Finding Your Voice
Many people work hard, stay busy, and still feel unseen. They may be paid for their time, yet their ideas, creativity, and deeper sense of purpose are left unused. That creates a quiet kind of frustration, both in personal life and at work, where people often feel they are doing tasks without understanding why those tasks matter.
The same problem shows up inside organizations. A surprising number of employees do not clearly understand their company’s goals, and even fewer feel excited by them. When people cannot connect their daily work to a meaningful purpose, effort becomes mechanical. They may still show up, but they stop giving their best thinking, energy, and heart.
The answer begins with finding your voice. Voice is the place where talent, passion, conscience, and real human need come together. It is not just self-expression for its own sake. It is knowing what you are good at, what deeply matters to you, what feels right, and where you can make a real difference.

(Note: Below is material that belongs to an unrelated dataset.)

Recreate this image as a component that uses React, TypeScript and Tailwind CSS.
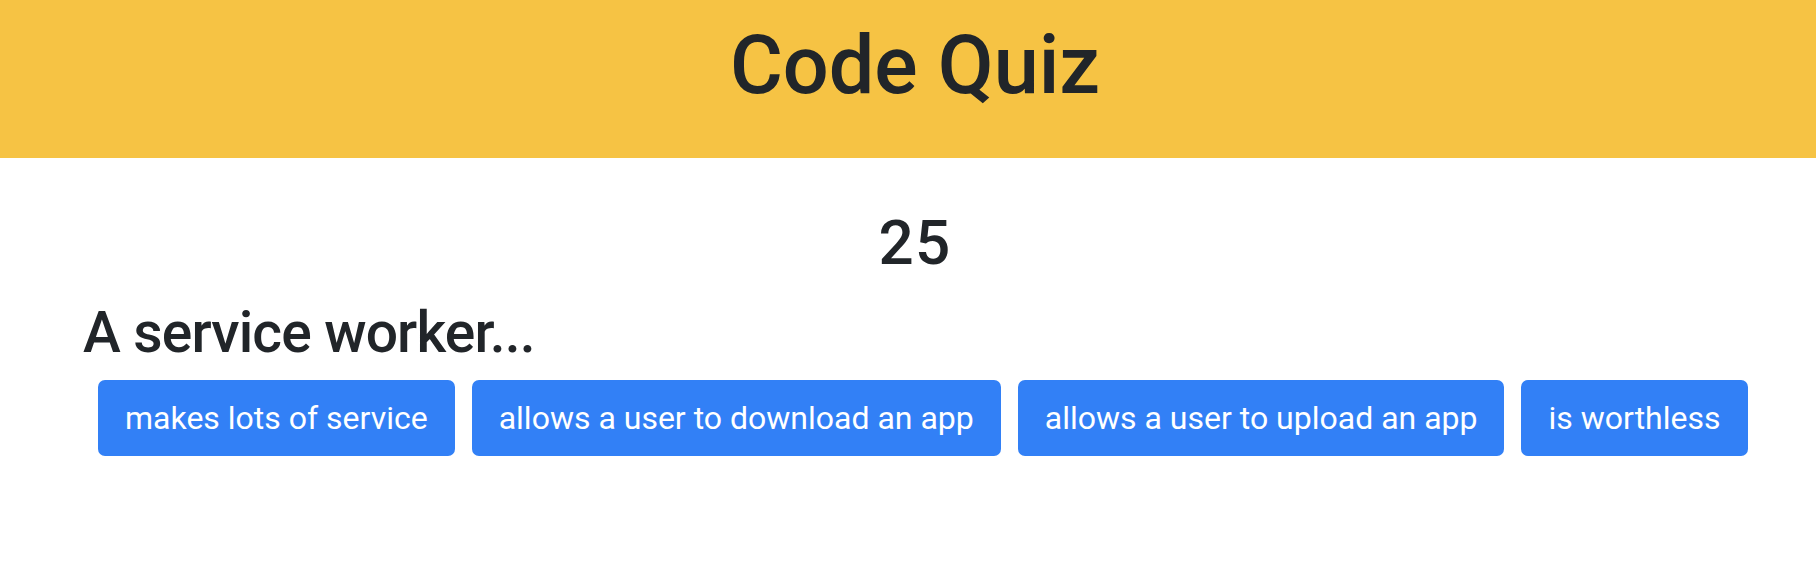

This often starts with noticing one clear need and choosing to respond. Muhammad Yunus saw how a woman in Bangladesh was trapped in poverty over a very small amount of money, and that simple observation led him to help create microcredit. A person does not need to begin with a grand plan. Real contribution often begins with one problem, one person, and one decision to care.
People are not machines, and life is not meant to be reduced to output alone. Human beings want to live, love, learn, and leave something of value behind. When those needs are ignored, people shrink. When those needs are honored, they begin to grow, contribute, and help others grow too.